Novel frameworks using RNNs and GNNs for spatio-temporal epidemic forecasting. Extensive experiments on seasonal ILI and COVID-19 case datasets demonstrate the value of capturing both temporal dynamics and cross-spatial effects.

Combining Theory and Deep Learning for Epidemic Forecasting

DNN · Theory-Based Causal Models · Synthetic Data

Combining mechanistic causal methods with deep learning to address the black-box nature of pure DL approaches. Models provide correct inference along with explanatory power for underlying epidemic phenomena.

Epidemic Forecasting with Mobility Data

Human Mobility · GNN · Agent-Based SEIR · Metapopulation

Leveraging a large-scale anonymized mobility map aggregated over hundreds of millions of smartphones — factoring it into metapopulation models for retrospective influenza forecasting in the US and Australia, and into GNNs for COVID-19 case forecasting at US state level.

Epidemic Forecasting with Social Media Data

Twitter · Topic Modeling · Agent-Based SEIR

Combining the strengths of social media mining and computational epidemiology — learning individual health status from online posts via Bayesian inference, extracting disease parameters for population-level models, and feeding model outputs back into the mining process for improved real-time prediction.

Health Disparity Analysis via Agent-Based SEIR Simulation

Health Disparity · Vaccination Strategy · Net Return

A computational framework for studying health disparities among cohorts based on individual-level features (age, gender, income).
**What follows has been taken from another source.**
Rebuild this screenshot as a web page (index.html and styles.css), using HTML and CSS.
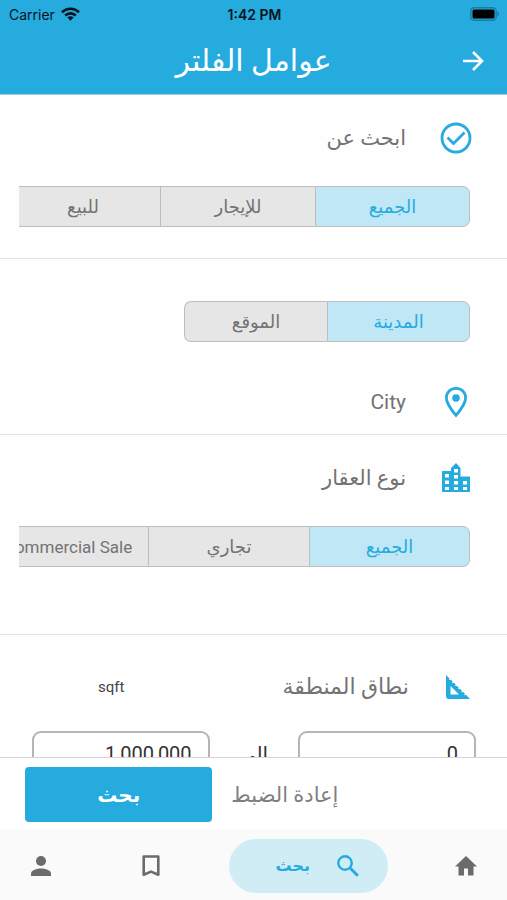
FILE: index.html
```html
<!DOCTYPE html>
<html lang="ar" dir="rtl">
<head>
<meta charset="utf-8">
<meta name="viewport" content="width=device-width, initial-scale=1">
<title>عوامل الفلتر</title>
<link rel="stylesheet" href="styles.css">
</head>
<body>
<header class="top">
  <div class="status" dir="ltr">
    <span class="carrier">Carrier
      <svg width="19" height="14" viewBox="0 0 19 14" aria-hidden="true"><g fill="none" stroke="#06141b" stroke-width="2.6"><path d="M1 5.2a12.2 12.2 0 0 1 17 0"/><path d="M4.2 8.5a7.6 7.6 0 0 1 10.6 0"/></g><path d="M9.500 13.800 6.400 10.600a4.500 4.500 0 0 1 6.200 0z" fill="#06141b"/></svg>
    </span>
    <span class="clock">1:42 PM</span>
    <svg class="battery" width="30" height="14" viewBox="0 0 30 14" aria-hidden="true"><rect x=".8" y=".8" width="25.400" height="12.400" rx="3.500" fill="none" stroke="#1b7ba0" stroke-width="1.400"/><rect x="2.500" y="2.500" width="22" height="9" rx="1.500" fill="#000"/><path d="M27.500 4.500c2 .8 2 4.200 0 5z" fill="#1b7ba0"/></svg>
  </div>
  <div class="titlebar">
    <button class="back" aria-label="رجوع"><svg width="22" height="20" viewBox="0 0 22 20" aria-hidden="true"><path d="M1 10h19M11 1l9 9-9 9" fill="none" stroke="#fff" stroke-width="2.600"/></svg></button>
    <h1>عوامل الفلتر</h1>
  </div>
</header>

<main class="filters">
  <section class="block">
    <div class="heading">
      <svg width="32" height="32" viewBox="0 0 32 32" aria-hidden="true"><circle cx="16" cy="16" r="14" fill="none" stroke="#26abdf" stroke-width="2.800"/><path d="M7.500 15.500l6 6L24.500 10.500" fill="none" stroke="#26abdf" stroke-width="2.800"/></svg>
      <h2>ابحث عن</h2>
    </div>
    <div class="segments" role="group" aria-label="ابحث عن">
      <button class="seg on" aria-pressed="true">الجميع</button>
      <button class="seg" aria-pressed="false">للإيجار</button>
      <button class="seg" aria-pressed="false">للبيع</button>
    </div>
  </section>

  <section class="block place">
    <div class="segments pair" role="group" aria-label="المدينة أو الموقع">
      <button class="seg on" aria-pressed="true">المدينة</button>
      <button class="seg" aria-pressed="false">الموقع</button>
    </div>
    <div class="heading">
      <svg width="32" height="32" viewBox="0 0 32 32" aria-hidden="true"><path d="M16 2.300c-5.500 0-9.600 4.100-9.600 9.500 0 6.600 9.600 17.500 9.600 17.500s9.600-10.900 9.600-17.500c0-5.400-4.100-9.500-9.600-9.500z" fill="none" stroke="#26abdf" stroke-width="2.800"/><circle cx="16" cy="12" r="3.800" fill="#26abdf"/></svg>
      <h2>City</h2>
    </div>
  </section>

  <section class="block type">
    <div class="heading">
      <svg width="32" height="32" viewBox="0 0 32 32" aria-hidden="true"><path fill="#26abdf" fill-rule="evenodd" d="M2 30V9h9V6l5-5 4.500 5v8.500H30V30zM5 12v3.500h4V12zm0 6.500V22h4v-3.500zM5 25v3h4v-3zm9-18v3.500h4V7zm0 6v3.500h4V13zm0 6v3.500h4V19zm0 6v3h4v-3zm9-6v3.500h4V19zm0 6v3h4v-3z"/></svg>
      <h2>نوع العقار</h2>
    </div>
    <div class="segments wide" role="group" aria-label="نوع العقار">
      <button class="seg on" aria-pressed="true">الجميع</button>
      <button class="seg" aria-pressed="false">تجاري</button>
      <button class="seg" aria-pressed="false" lang="en">Commercial Sale</button>
    </div>
  </section>

  <section class="area">
    <div class="area-head">
      <svg width="26" height="26" viewBox="0 0 26 26" aria-hidden="true"><path fill="#26abdf" fill-rule="evenodd" d="M1 1l3.500 3.500L3.800 6l2-.3 1.700 1.700-.7 1.500 2-.2 1.900 1.900-.7 1.500 2-.2 1.700 1.700-.7 1.500 2-.2 1.900 1.900-.7 1.500 2-.2 1.700 1.700-.7 1.500 2-.2L25 25H4c-2 0-3-1-3-3zM5.500 12v8.500H14z"/></svg>
      <h2>نطاق المنطقة</h2>
      <span class="unit">sqft</span>
    </div>
    <div class="range">
      <input type="text" value="0" aria-label="من">
      <span>إلى</span>
      <input type="text" value="1,000,000" aria-label="إلى">
    </div>
  </section>
</main>

<div class="actions">
  <button class="reset">إعادة الضبط</button>
  <button class="search">بحث</button>
</div>

<nav class="tabs">
  <a href="#home" aria-label="الرئيسية"><svg width="24" height="24" viewBox="0 0 24 24" aria-hidden="true"><path fill="#6b6b6b" d="M10 21.500v-7h4v7h5.500V12.500H23L12 2 1 12.500h3.500v9z"/></svg></a>
  <a class="current" href="#search" aria-current="page"><svg width="24" height="24" viewBox="0 0 24 24" aria-hidden="true"><circle cx="9" cy="9" r="6.700" fill="none" stroke="#26abdf" stroke-width="2.400"/><path d="M13.800 13.800l8 8" stroke="#26abdf" stroke-width="3"/></svg><span>بحث</span></a>
  <a href="#saved" aria-label="المحفوظات"><svg width="24" height="24" viewBox="0 0 24 24" aria-hidden="true"><path d="M4.700 2.500h14.600v18.300L12 17.600l-7.300 3.200z" fill="none" stroke="#6b6b6b" stroke-width="2.600" stroke-linejoin="round"/></svg></a>
  <a class="profile" href="#profile" aria-label="حسابي"><svg width="24" height="24" viewBox="0 0 24 24" aria-hidden="true"><circle cx="12" cy="7" r="5" fill="#6b6b6b"/><path fill="#6b6b6b" d="M2 22v-2.500c0-3.300 6-5 10-5s10 1.700 10 5V22z"/></svg></a>
</nav>
</body>
</html>
```
FILE: styles.css
```css
* { box-sizing: border-box; }

body {
  margin: 0;
  height: 100vh;
  display: flex;
  flex-direction: column;
  background: #fefefe;
  color: #737373;
  font-family: Roboto, "DejaVu Sans", sans-serif;
}

h1, h2 { margin: 0; font-weight: 400; }
svg { display: block; flex: none; }
button {
  border: 0;
  padding: 0;
  background: none;
  color: inherit;
  font: inherit;
  cursor: pointer;
}

/* Header */
.top { flex: none; background: #26abdf; border-bottom: 1px solid #9ccfe2; }
.status {
  display: grid;
  grid-template-columns: 1fr auto 1fr;
  align-items: center;
  height: 28px;
  padding: 0 7px 0 9px;
  color: #06141b;
  font-family: Inter, sans-serif;
  font-size: 14px;
}
.carrier { display: flex; align-items: center; gap: 6px; }
.clock { font-weight: 600; }
.battery { justify-self: end; }
.titlebar {
  display: grid;
  grid-template-columns: 24px 1fr 24px;
  align-items: center;
  height: 66px;
  padding: 0 23px;
}
.titlebar h1 { color: #fff; font-size: 30px; line-height: 40px; text-align: center; }

/* Filter sections */
.filters { flex: 1; min-height: 0; overflow: hidden; }
.block {
  padding: 24px 37px 31px 19px;
  border-bottom: 1px solid #e2e2e2;
}
.heading {
  display: flex;
  align-items: center;
  gap: 34px;
  height: 38px;
  margin-inline-start: -2px;
}
h2 { font-size: 21px; line-height: 32px; }

.segments {
  display: flex;
  height: 41px;
  margin-top: 29px;
  overflow: hidden;
}
.seg {
  flex: 0 0 155px;
  border: solid #bdbdbd;
  border-width: 1px 0 1px 1px;
  background: #e6e6e6;
  font-size: 18px;
}
.seg:lang(en) { font-size: 17px; }
.seg:first-child { border-right-width: 1px; border-radius: 0 7px 7px 0; }
.seg.on { background: #bfe7f6; color: #26abdf; }
.pair .seg { flex-basis: 143px; }
.pair .seg:last-child { border-radius: 7px 0 0 7px; }
.wide .seg { flex-basis: 161px; }

.place { padding-top: 42px; padding-bottom: 13px; }
.place .segments { margin: 0 0 41px; }
.type { padding-bottom: 67px; }

/* Area range */
.area { padding: 36px 31px 0 32px; }
.area-head { display: flex; align-items: center; padding-inline-start: 5px; gap: 36px; }
.area-head h2 { font-size: 22px; }
.unit { margin-inline-start: auto; padding-left: 66px; color: #444; font-size: 15px; }
.range {
  display: grid;
  grid-template-columns: 2fr 1fr 2fr;
  align-items: center;
  margin-top: 28px;
  color: #333;
  font-size: 20px;
  text-align: center;
}
.range input {
  width: 100%;
  height: 46px;
  padding: 0 16px;
  border: 2px solid #b5b5b5;
  border-radius: 9px;
  background: #fff;
  color: #333;
  font: inherit;
}

/* Bottom bars */
.actions {
  flex: none;
  display: flex;
  align-items: center;
  gap: 19px;
  height: 72px;
  padding: 2px 25px 0;
  border-top: 1px solid #d5d5d5;
  background: #fff;
}
.reset { margin-inline-start: auto; color: #808080; font-size: 21px; }
.search {
  width: 41%;
  height: 55px;
  border-radius: 4px;
  background: #26abdf;
  color: #fff;
  font-size: 20px;
  font-weight: 700;
}
.tabs {
  flex: none;
  display: flex;
  align-items: center;
  gap: 66px;
  height: 71px;
  padding: 2px 29px 0;
  background: #fafafa;
}
.tabs a { color: #26abdf; text-decoration: none; }
.tabs .profile { margin-inline-start: auto; }
.current {
  display: flex;
  align-items: center;
  gap: 26px;
  width: 159px;
  height: 54px;
  padding-inline-start: 28px;
  border-radius: 27px;
  background: #d0edf5;
  font-size: 16px;
  font-weight: 700;
}
```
Applied to find disparities in influenza epidemics and to evaluate vaccination prioritization strategies — assisting public health policymakers in efficient allocation of pharmaceutical resources.

Identity Reconciliation via Graph Matching

Social Networks · Percolation-Based Graph Matching

Extending percolation-based graph matching (PGM) — previously limited to undirected networks — to directed online social networks. PDGM incorporates directional relationship similarity and celebrity penalty, outperforming undirected baselines for cross-network identity reconciliation.